I started with meager aspirations, hoping for the seemingly unrealistic goal of 12,000 views a year, and as of right now, this blog has had 215,817 all time views. On my busiest day, I had 3,542 people stopping by. I’ve been Freshly-pressed three times, written 1,003 posts (including this one), received 7,159 comments and almost 3000 likes and shares. My best ranking on Alexa.com was 607,198 out of 350 million websites. Quite an achievement for someone who, five years ago, did not even know what a blog was.

I never told you how much your reading my posts has meant to me, so I want to do so now. Thank you all for your comments, your likes, your support. They have meant more to me (especially this past two and a half years) than you can ever imagine.

Writing My Life

I’m writing a short story for the Second Wind Publishing holiday anthology, and it just occurred to me that the main character is the first one I have created since the death of my life mate/soul mate who isn’t a grieving widow.
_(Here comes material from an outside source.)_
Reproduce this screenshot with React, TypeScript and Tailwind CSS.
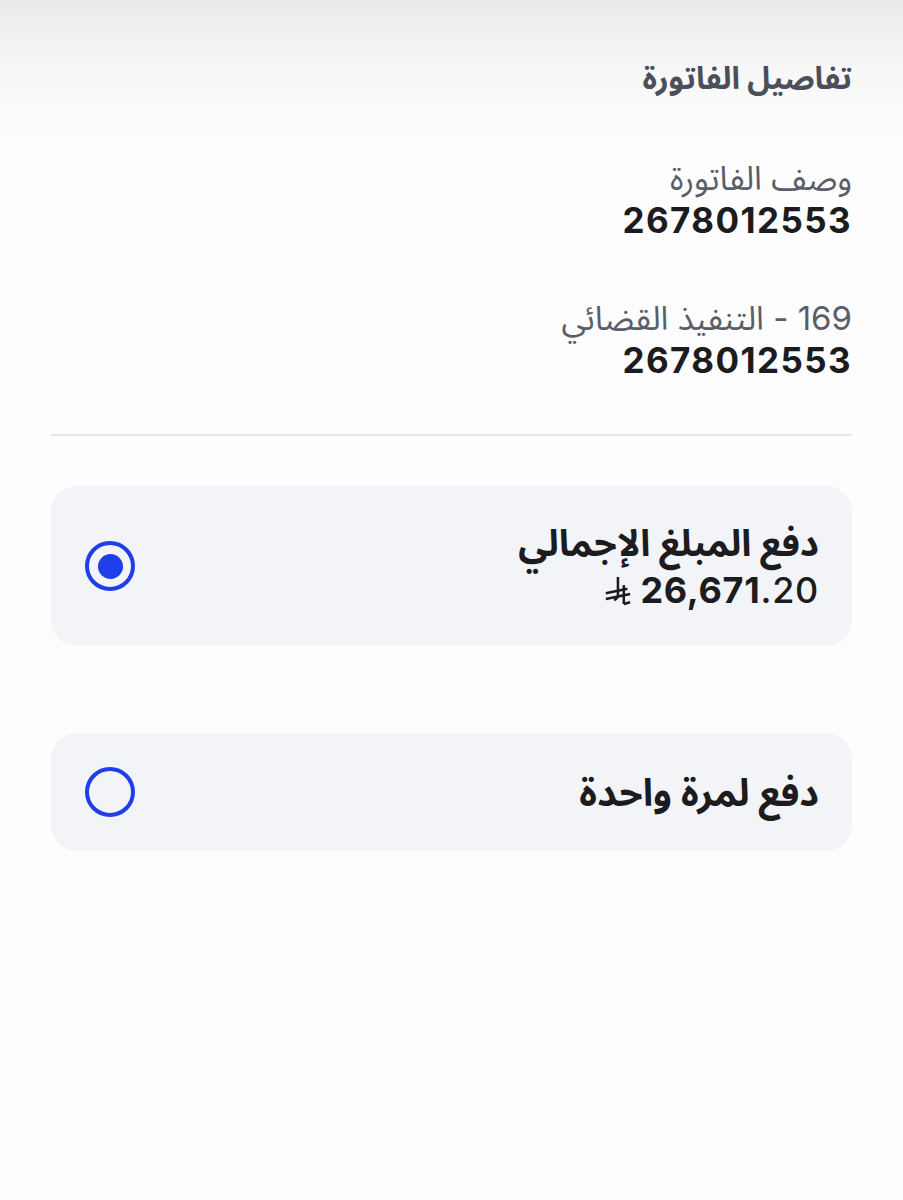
import { useState } from "react"

function RiyalSign({ className = "" }: { className?: string }) {
  return (
    <svg viewBox="0 0 30 32" className={className} fill="none" stroke="currentColor" strokeWidth="2.8" strokeLinecap="butt">
      <path d="M15.5 1 V21 Q15.5 25 11 26.5" />
      <path d="M22 10 V31" />
      <path d="M2 19 L26 14" />
      <path d="M2 25.5 L29 20" />
      <path d="M22 31 L29 29" />
    </svg>
  )
}

function Radio({ checked }: { checked: boolean }) {
  return (
    <div className="flex h-[50px] w-[50px] shrink-0 items-center justify-center rounded-full border-4 border-[#1f3de8]">
      {checked && <div className="h-[25px] w-[25px] rounded-full bg-[#1f3de8]" />}
    </div>
  )
}

export default function App() {
  const [choice, setChoice] = useState<"full" | "once">("full")

  return (
    <div
      dir="rtl"
      className="min-h-[1200px] w-full bg-[#fdfdfd] text-[#1c1c1e]"
      style={{ fontFamily: 'Inter, "Noto Sans Arabic", "DejaVu Sans", sans-serif' }}
    >
      <div className="bg-gradient-to-b from-[#e9e9e9] via-[#f7f7f7] to-[#fdfdfd] px-[51px] pt-[58px] pb-[40px]">
        <h1 className="text-[31px] font-bold leading-[40px] text-[#4a4f5a]">تفاصيل الفاتورة</h1>
      </div>

      <div className="px-[51px]">
        <div className="flex flex-col gap-[56px] pt-[20px]">
          <div>
            <div className="text-[33px] leading-[40px] text-[#595e69]">وصف الفاتورة</div>
            <div className="text-[35px] font-bold leading-[44px] tracking-[0.04em] text-[#1c1c1e]">2678012553</div>
          </div>
          <div>
            <div className="text-[33px] leading-[40px] text-[#595e69]">169 - التنفيذ القضائي</div>
            <div className="text-[35px] font-bold leading-[44px] tracking-[0.04em] text-[#1c1c1e]">2678012553</div>
          </div>
        </div>

        <div className="mt-[52px] h-[2px] w-full bg-[#e6e7eb]" />

        <button
          onClick={() => setChoice("full")}
          className="mt-[50px] flex h-[160px] w-full items-center justify-between rounded-[26px] bg-[#f3f4f8] pr-[33px] pl-[34px] text-right"
        >
          <div>
            <div className="text-[37px] font-bold leading-[46px] text-[#1c1c1e]">دفع المبلغ الإجمالي</div>
            <div dir="ltr" className="mt-[2px] flex items-center justify-end gap-[9px] text-[36px] leading-[44px] tracking-[0.02em] text-[#1c1c1e]">
              <RiyalSign className="h-[31px] w-[27px]" />
              <span>
                <span className="font-bold">26,671</span>
                <span className="font-medium">.20</span>
              </span>
            </div>
          </div>
          <Radio checked={choice === "full"} />
        </button>

        <button
          onClick={() => setChoice("once")}
          className="mt-[87px] flex h-[118px] w-full items-center justify-between rounded-[26px] bg-[#f3f4f8] pr-[33px] pl-[34px] text-right"
        >
          <div className="text-[38px] font-bold leading-[46px] text-[#1c1c1e]">دفع لمرة واحدة</div>
          <Radio checked={choice === "once"} />
        </button>
      </div>
    </div>
  )
}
I started a novel a couple of years ago, wanting to capture what it felt like to lose a spouse while my feelings were fresh, but I haven’t finished the book. The pain that seeps into the story is too raw for me to handle yet, and besides, I still don’t know what the point of the story is. Is it primarily to show what it feels like to grieve? Is it primarily the mystery of why her minister husband would get out of his deathbed to kill a neighbor? Is it primarily the mystery of who she is now that she is no longer a minister’s wife? Is it a story of renewal, love, acceptance? Unless I figure it out, that poor widow is doomed to grieve forever in the pages of that unfinished manuscript.

The next piece of fiction I attempted was in Rubicon Ranch, a collaborative mystery series I’m writing online with other Second Wind authors. My character is Melanie Gray, a writer whose husband died in a car accident, but certain inconsistencies are showing up in the investigation, pointing to something other than an accident. Melanie’s attempts to come to terms with her life and to find the truth of his death are a couple of the unifying themes in the series, though they are not the focus of the stories.

The third piece of fiction I wrote was “The Willow,” a short story I did for Change is in the Wind, a previous Second Wind anthology. My character in that story is a woman who found renewal in the spring of her second year of grief.

My fourth project is a steampunk collaboration I am doing with several authors I met online. It should come as no surprise that my character is grieving woman. The deaths of her husband and his mother are the catalyst for the story, since her father-in-law goes back in time to try to save them. This sentence hints that maybe her grief (and mine) is waning: Flo stood motionless and stared at her husband. She wanted to run to him, to embrace him, but he looked different somehow. Unapproachable. There seemed to be a bit of flabbiness around his middle, a discontented tilt to his head, a defeated slump to his shoulders. What had happened to the radiant young man she remembered? Had her vision of him changed over the past year, become idealized? Or had she stopped seeing the truth of him even before he died?

In the story I am currently writing, the character’s boyfriend doesn’t die. He leaves her. She doesn’t go into paroxysms of grief, at least not much, but she does cut her hair in an entirely unconscious symbol of mourning (so biblical!). I had her lopping off her long tresses more out rebellion than out of sorrow, since he had always demanded that she didn’t change.

It is strange to see such a pattern show up in my writing. From stark grief, to sustained grief, to a semblance of peace, to seeing the deceased as not so perfect, to easing the focus on grief. Apparently, no matter what I write, I am somehow writing my life (though oddly, the characters are getting progressively younger).

I’ll be interested to see what I write next.